- The Washington Times - Thursday, October 12, 2006

The Washington Performing Arts Society knows how to put together a network every bit as impressive as a roster of performing-arts programs, to judge by Tuesday’s benefit dinner and reception at the Kennedy Center, which included a concert by Washington’s own diva deluxe, Denyce Graves.

No fewer than four women chaired the official 2006-07 Season Opening Celebration, attended by royalty (Farah Pahlavi, widow of Iran’s late shah); diplomats, including Chile’s new Ambassador Mariano Fernandez Amunategui (“I’ve been very well received here”); and politicians, including District Mayor-apparent Adrian Fenty, invited by co-chairwoman Susan Porter. Her husband’s law firm, Arnold & Porter, once held a fundraiser him, she said.

“He said he could only come to dinner,” Mrs. Porter reported of Mr. Fenty, who is known more as an athlete than an artist. “I said, ‘You’re making a big mistake, because the “Today” show is coming to the reception afterwards to film Denyce Graves.’”

In contrast to the spring gala, WPAS’ fall gathering is almost a low-key family affair, with some 250 faithful supporters this year heralding the organization’s 41st year. A harp-and-flute duo greeted such guests as Strathmore Center head Eliot Pfanstiehl, Justice Ruth Bader Ginsburg, WUSA-9 anchor J.C. Hayward, former FBI and CIA chief William Webster; and arts philanthropists Alexine and Aaron Jackson, Jacqueline Badger Mars, and Jane and Calvin Cafritz.

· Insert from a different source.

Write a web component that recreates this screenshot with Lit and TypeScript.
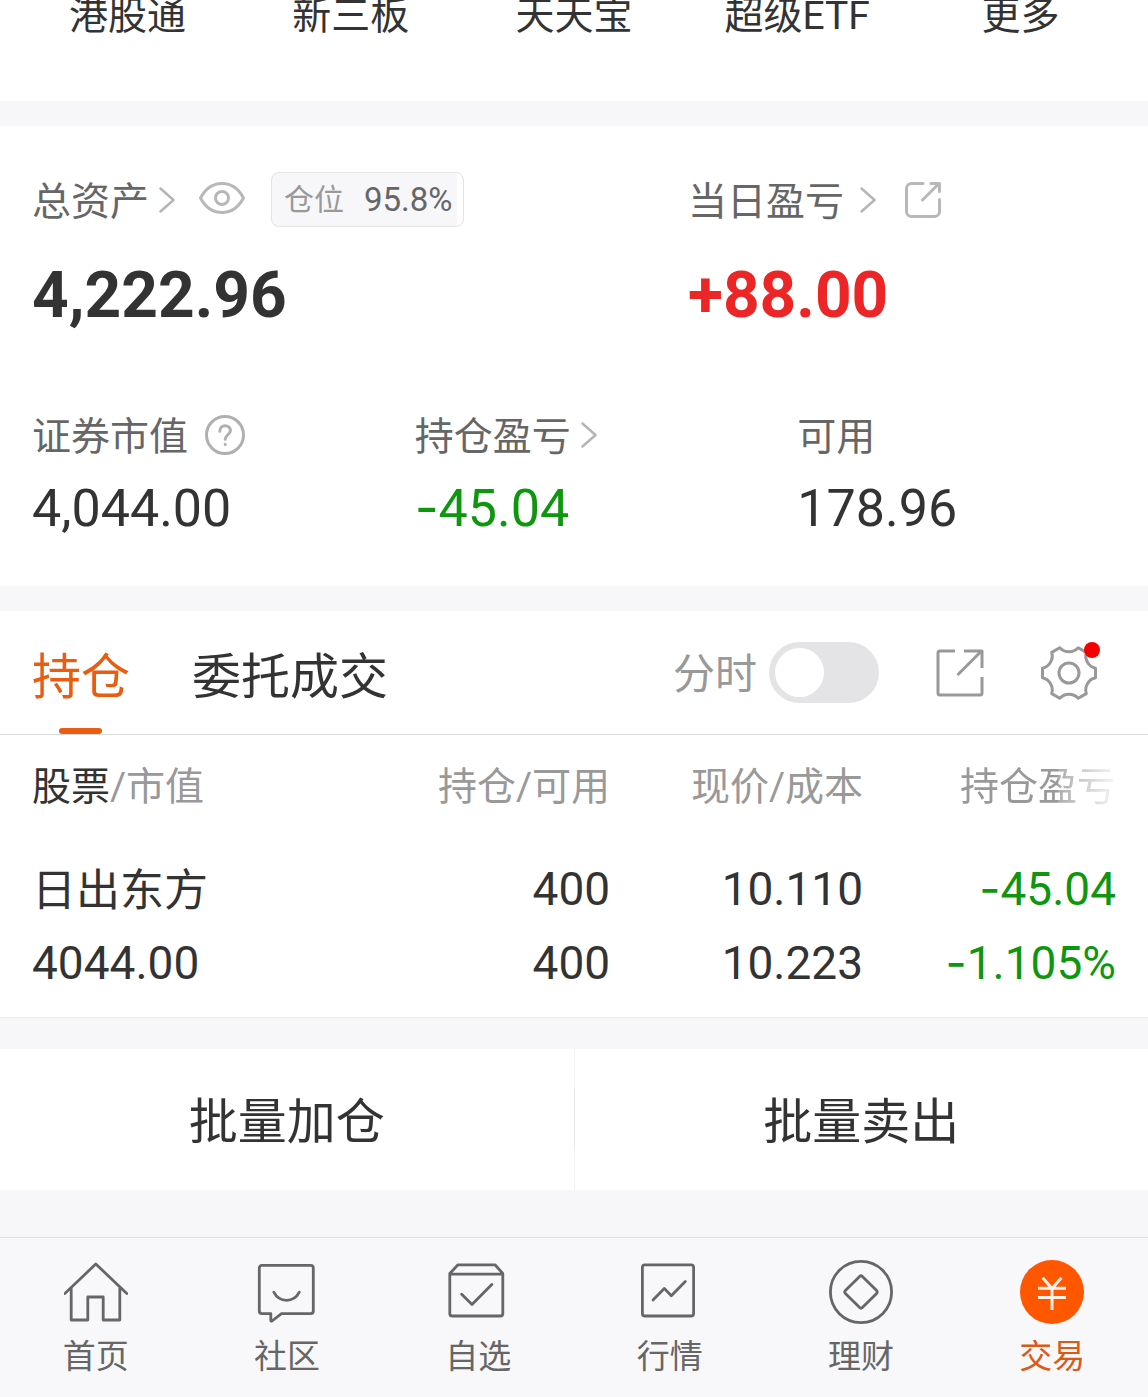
import { LitElement, html, css, svg, TemplateResult, SVGTemplateResult } from "lit";
import { customElement, state } from "lit/decorators.js";
import { classMap } from "lit/directives/class-map.js";

interface Holding {
  name: string;
  marketValue: string;
  held: string;
  available: string;
  price: string;
  cost: string;
  profit: string;
  profitRate: string;
}

interface NavItem {
  label: string;
  icon: SVGTemplateResult;
}

const shortcuts = ["港股通", "新三板", "天天宝", "超级ETF", "更多"];

const holdings: Holding[] = [
  {
    name: "日出东方",
    marketValue: "4044.00",
    held: "400",
    available: "400",
    price: "10.110",
    cost: "10.223",
    profit: "-45.04",
    profitRate: "-1.105%",
  },
];

const navItems: NavItem[] = [
  {
    label: "首页",
    icon: svg`<path d="M0.8 33.6L31.8 4l31 29.6M7.2 28v32h16.6V37h15.4v23h16.6V28"/>`,
  },
  {
    label: "社区",
    icon: svg`<path d="M6.800 5.400h49a2.500 2.500 0 0 1 2.500 2.500v43.200a2.500 2.500 0 0 1-2.500 2.500H26.500l-9.500 7.400q-1.200 0.600-1.200-0.800v-6.600H6.800a2.500 2.500 0 0 1-2.500-2.500V7.900a2.500 2.500 0 0 1 2.500-2.500z"/><path d="M18.800 32.200c5.500 10.800 20 10.800 25.500 0"/>`,
  },
  {
    label: "自选",
    icon: svg`<path d="M3.800 13.500L12 4.800h37l7.800 8.700v40a2.500 2.500 0 0 1-2.500 2.500h-48a2.500 2.500 0 0 1-2.500-2.500zM3.800 14.200h53M15.700 34.300L26 44.600l19.800-20.200"/>`,
  },
  {
    label: "行情",
    icon: svg`<rect x="4.400" y="4.800" width="51.200" height="51.200" rx="2.500"/><path d="M15 40l11.300-11.600 7 7.300 14-14.200"/>`,
  },
  {
    label: "理财",
    icon: svg`<circle cx="32" cy="32" r="30.600"/><path d="M30.600 16.400q1.400-1.400 2.800 0l14.200 14.200q1.400 1.400 0 2.800L33.400 47.600q-1.400 1.400-2.800 0L16.400 33.400q-1.400-1.400 0-2.800z"/>`,
  },
  {
    label: "交易",
    icon: svg`<circle cx="32" cy="32" r="32" fill="#ff5600" stroke="none"/><path stroke="#fff0e6" stroke-width="3" stroke-linecap="butt" d="M22.600 17.800L32 28.500l9.400-10.700M18 28.300h28M18 37.400h28M32 28.500v21.500"/>`,
  },
];

const chevron = html`<svg class="chevron" viewBox="0 0 16 26" aria-hidden="true">
  <path d="M1.500 1.500L14.500 13 1.500 24.500" />
</svg>`;

// The sign is set apart because it has a wider dash than the digits' own face.
const amount = (text: string): TemplateResult =>
  text.startsWith("-")
    ? html`<span class="sign">-</span>${text.slice(1)}`
    : html`${text}`;

@customElement("app-root")
export class AppRoot extends LitElement {
  @state() private tab = 0;
  @state() private page = 5;

  static styles = css`
    :host {
      display: block;
      background: #f7f7fa;
      color: #333;
      font-family: Roboto, "Noto Sans CJK SC", sans-serif;
      font-size: 39px;
    }
    * {
      box-sizing: border-box;
    }
    button,
    a {
      margin: 0;
      padding: 0;
      border: 0;
      background: none;
      color: inherit;
      font: inherit;
      text-decoration: none;
      cursor: pointer;
    }
    svg {
      display: block;
      flex: none;
      fill: none;
      stroke: currentColor;
      stroke-linecap: round;
      stroke-linejoin: round;
    }
    .text {
      padding-top: 4px;
    }
    .sign {
      font-family: Inter, sans-serif;
      line-height: 0;
    }
    .down {
      color: #0f960f;
    }

    .shortcuts {
      display: grid;
      grid-template-columns: repeat(5, 1fr);
      padding: 0 16px 69px;
      background: #fff;
      line-height: 32px;
      text-align: center;
    }

    .assets {
      margin-top: 25px;
      padding: 46px 0 47px;
      background: #fff;
    }
    .totals {
      display: grid;
      grid-template-columns: 4fr 3fr;
    }
    .parts {
      display: grid;
      grid-template-columns: repeat(3, 1fr);
      margin-top: 73px;
    }
    .cell {
      padding-left: 32px;
    }
    .caption {
      display: flex;
      align-items: center;
      height: 55px;
      color: #666;
      line-height: 50px;
      white-space: nowrap;
    }
    .link {
      display: flex;
      align-items: center;
      gap: 10px;
    }
    .link.wide {
      gap: 16px;
    }
    .chevron {
      width: 16px;
      height: 26px;
      color: #b5b5b5;
      stroke-width: 2.5;
    }
    .eye {
      width: 46px;
      height: 36px;
      margin-left: 24px;
      color: #b8b8b8;
      stroke-width: 3;
    }
    .badge {
      display: flex;
      align-items: center;
      gap: 20px;
      height: 55px;
      margin-left: 26px;
      padding: 0 10px 0 12px;
      border: 1px solid #e3e3e6;
      border-radius: 8px;
      background: linear-gradient(to left, #fff 6px, #f7f7fa 6px);
      color: #999;
      font-size: 30px;
    }
    .ratio {
      color: #666;
      font-size: 33px;
    }
    .share {
      width: 36px;
      height: 36px;
      margin-left: 29px;
      color: #b8b8b8;
      stroke-width: 3;
    }
    .help {
      width: 40px;
      height: 40px;
      margin-left: 17px;
      color: #b0b0b0;
      stroke-width: 3;
    }
    .total {
      margin-top: 31px;
      font-size: 64px;
      font-weight: 700;
      line-height: 76px;
    }
    .up {
      color: #ec2626;
    }
    .part {
      margin-top: 17px;
      font-size: 52px;
      line-height: 60px;
    }

    .positions {
      margin-top: 25px;
      background: #fff;
      border-bottom: 1px solid #ebebed;
    }
    .bar {
      display: flex;
      align-items: stretch;
      height: 124px;
      padding: 0 51px 0 32px;
      border-bottom: 1px solid #dedede;
    }
    .tabs {
      display: flex;
      gap: 62px;
      margin-right: auto;
    }
    .tab {
      position: relative;
      font-size: 49px;
      white-space: nowrap;
    }
    .tab.active {
      color: #e85d10;
    }
    .tab.active::after {
      content: "";
      position: absolute;
      left: 50%;
      bottom: 0;
      width: 43px;
      height: 6px;
      margin-left: -22px;
      border-radius: 3px;
      background: #e85d10;
    }
    .tools {
      display: flex;
      align-items: center;
      gap: 57px;
      color: #999;
    }
    .switch {
      display: flex;
      align-items: center;
      gap: 12px;
      font-size: 42px;
      line-height: 56px;
      white-space: nowrap;
    }
    .switch input {
      appearance: none;
      display: flex;
      align-items: center;
      width: 110px;
      height: 61px;
      margin: 0;
      padding: 6px;
      border-radius: 31px;
      background: #e4e4e6;
      cursor: pointer;
    }
    .switch input::before {
      content: "";
      width: 49px;
      height: 49px;
      border-radius: 50%;
      background: #fff;
    }
    .switch input:checked {
      justify-content: flex-end;
      background: #e85d10;
    }
    .export {
      width: 48px;
      height: 48px;
      stroke-width: 3;
    }
    .settings {
      position: relative;
    }
    .gear {
      width: 56px;
      height: 56px;
      stroke-width: 3;
    }
    .dot {
      position: absolute;
      top: -3px;
      right: -3px;
      width: 16px;
      height: 16px;
      border-radius: 50%;
      background: #f50000;
    }

    .sheet {
      padding: 0 32px;
    }
    table {
      width: 100%;
      border-collapse: collapse;
      table-layout: fixed;
      font-size: 46px;
      line-height: 74px;
      white-space: nowrap;
    }
    th,
    td {
      padding: 0;
      font-weight: 400;
      text-align: right;
    }
    th {
      height: 100px;
      padding-top: 4px;
      color: #999;
      font-size: 39px;
    }
    th:first-child,
    td:first-child {
      width: 30%;
      text-align: left;
    }
    th .strong {
      color: #333;
    }
    th .fade {
      mask-image: linear-gradient(
        to right,
        #000 63%,
        rgba(0, 0, 0, 0.8) 63%,
        rgba(0, 0, 0, 0.08) 100%
      );
    }
    td {
      padding: 17px 0;
    }
    td div {
      height: 74px;
    }
    .name {
      padding-top: 2px;
      font-size: 44px;
    }

    .batch {
      display: grid;
      grid-template-columns: 1fr 1px 1fr;
      margin-top: 31px;
      background: #fff;
      font-size: 49px;
      line-height: 135px;
    }
    .batch button {
      padding-top: 6px;
    }
    .rule {
      background: linear-gradient(#f4f4f6 28%, #e8e8ea 28% 71%, #f4f4f6 71%);
    }

    .nav {
      display: grid;
      grid-template-columns: repeat(6, 1fr);
      margin-top: 47px;
      padding: 22px 0 20px;
      border-top: 1px solid #e0e0e2;
      background: #f8f8fb;
      color: #666;
      font-size: 33px;
      line-height: 40px;
    }
    .nav a {
      display: flex;
      flex-direction: column;
      align-items: center;
      gap: 13px;
    }
    .nav svg {
      width: 64px;
      height: 64px;
      stroke-width: 2.8;
    }
    .nav .active {
      color: #d95b16;
    }
  `;

  private renderAssets() {
    return html`<section class="assets">
      <div class="totals">
        <div class="cell">
          <div class="caption">
            <button class="link"><span class="text">总资产</span>${chevron}</button>
            <button aria-label="隐藏金额">
              <svg class="eye" viewBox="0 0 46 36" aria-hidden="true">
                <path d="M1.500 16C6 7.500 13.500 1.500 23 1.500S40 7.500 44.500 16C40 24.500 32.500 30.500 23 30.500S6 24.500 1.500 16z" />
                <circle cx="23" cy="16" r="6.500" />
              </svg>
            </button>
            <span class="badge">仓位<span class="ratio">95.8%</span></span>
          </div>
          <div class="total">4,222.96</div>
        </div>
        <div class="cell">
          <div class="caption">
            <button class="link wide"><span class="text">当日盈亏</span>${chevron}</button>
            <button aria-label="分享">
              <svg class="share" viewBox="0 0 36 36" aria-hidden="true">
                <path d="M18 1.500H6.500a5 5 0 0 0-5 5v23a5 5 0 0 0 5 5h23a5 5 0 0 0 5-5V17.500M17.500 18L34 1.500M26 1.500h8.500v8" />
              </svg>
            </button>
          </div>
          <div class="total up">+88.00</div>
        </div>
      </div>
      <div class="parts">
        <div class="cell">
          <div class="caption">
            <span class="text">证券市值</span>
            <button aria-label="说明">
              <svg class="help" viewBox="0 0 40 40" aria-hidden="true">
                <circle cx="20" cy="20" r="18.500" />
                <path d="M14.800 16.200c0-7.200 10.600-7.200 10.600-0.600 0 4.400-5.200 4.200-5.200 8.600" />
                <path d="M20.200 29.200v0.200" />
              </svg>
            </button>
          </div>
          <div class="part">4,044.00</div>
        </div>
        <div class="cell">
          <div class="caption">
            <button class="link"><span class="text">持仓盈亏</span>${chevron}</button>
          </div>
          <div class="part down">${amount("-45.04")}</div>
        </div>
        <div class="cell">
          <div class="caption"><span class="text">可用</span></div>
          <div class="part">178.96</div>
        </div>
      </div>
    </section>`;
  }

  private renderBar() {
    return html`<div class="bar">
      <div class="tabs" role="tablist">
        ${["持仓", "委托成交"].map(
          (label, i) => html`<button
            role="tab"
            aria-selected=${this.tab === i}
            class=${classMap({ tab: true, active: this.tab === i })}
            @click=${() => (this.tab = i)}
          >${label}</button>`
        )}
      </div>
      <div class="tools">
        <label class="switch"><span class="text">分时</span><input type="checkbox" role="switch" /></label>
        <button aria-label="导出">
          <svg class="export" viewBox="0 0 48 48" aria-hidden="true">
            <path stroke-linecap="butt" d="M19 2H4a2 2 0 0 0-2 2v40a2 2 0 0 0 2 2h40a2 2 0 0 0 2-2V28M28 2h18v17M21.500 26L45.500 2" />
          </svg>
        </button>
        <button class="settings" aria-label="设置">
          <svg class="gear" viewBox="0 0 56 56" aria-hidden="true">
            <path d="M54.500 23.300V32.700A12.600 12.600 0 0 0 45.300 48.600L37.200 53.300A12.600 12.600 0 0 0 18.800 53.300L10.700 48.600A12.600 12.600 0 0 0 1.500 32.700V23.300A12.600 12.600 0 0 0 10.700 7.400L18.800 2.700A12.600 12.600 0 0 0 37.200 2.700L45.300 7.400A12.600 12.600 0 0 0 54.500 23.300z" />
            <circle cx="28" cy="28" r="10" />
          </svg>
          <span class="dot"></span>
        </button>
      </div>
    </div>`;
  }

  private renderTable() {
    return html`<div class="sheet">
      <table>
        <thead>
          <tr>
            <th scope="col"><span class="strong">股票</span>/市值</th>
            <th scope="col">持仓/可用</th>
            <th scope="col">现价/成本</th>
            <th scope="col"><span class="fade">持仓盈亏</span></th>
          </tr>
        </thead>
        <tbody>
          ${holdings.map(
            (h) => html`<tr>
              <td>
                <div class="name">${h.name}</div>
                <div>${h.marketValue}</div>
              </td>
              <td>
                <div>${h.held}</div>
                <div>${h.available}</div>
              </td>
              <td>
                <div>${h.price}</div>
                <div>${h.cost}</div>
              </td>
              <td class="down">
                <div>${amount(h.profit)}</div>
                <div>${amount(h.profitRate)}</div>
              </td>
            </tr>`
          )}
        </tbody>
      </table>
    </div>`;
  }

  render() {
    return html`
      <nav class="shortcuts">
        ${shortcuts.map((label) => html`<a href="#">${label}</a>`)}
      </nav>
      ${this.renderAssets()}
      <section class="positions">${this.renderBar()}${this.renderTable()}</section>
      <div class="batch">
        <button>批量加仓</button>
        <span class="rule"></span>
        <button>批量卖出</button>
      </div>
      <nav class="nav">
        ${navItems.map(
          (item, i) => html`<a
            href="#"
            class=${classMap({ active: this.page === i })}
            @click=${(e: Event) => {
              e.preventDefault();
              this.page = i;
            }}
          >
            <svg viewBox="0 0 64 64" aria-hidden="true">${item.icon}</svg>
            <span>${item.label}</span>
          </a>`
        )}
      </nav>
    `;
  }
}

“When people come together like this, it leads to a better world,” co-chairwoman Jacqueline Cooper told diners. WPAS President Neale Perl couldn’t help reminding the concert audience of how the organization had introduced Miss Graves in a Terrace Theater recital in 1994 before her Carnegie Hall debut and presented her locally seven times since then. “A demonstration,” he boasted, “of our mission to develop the career of great artists.”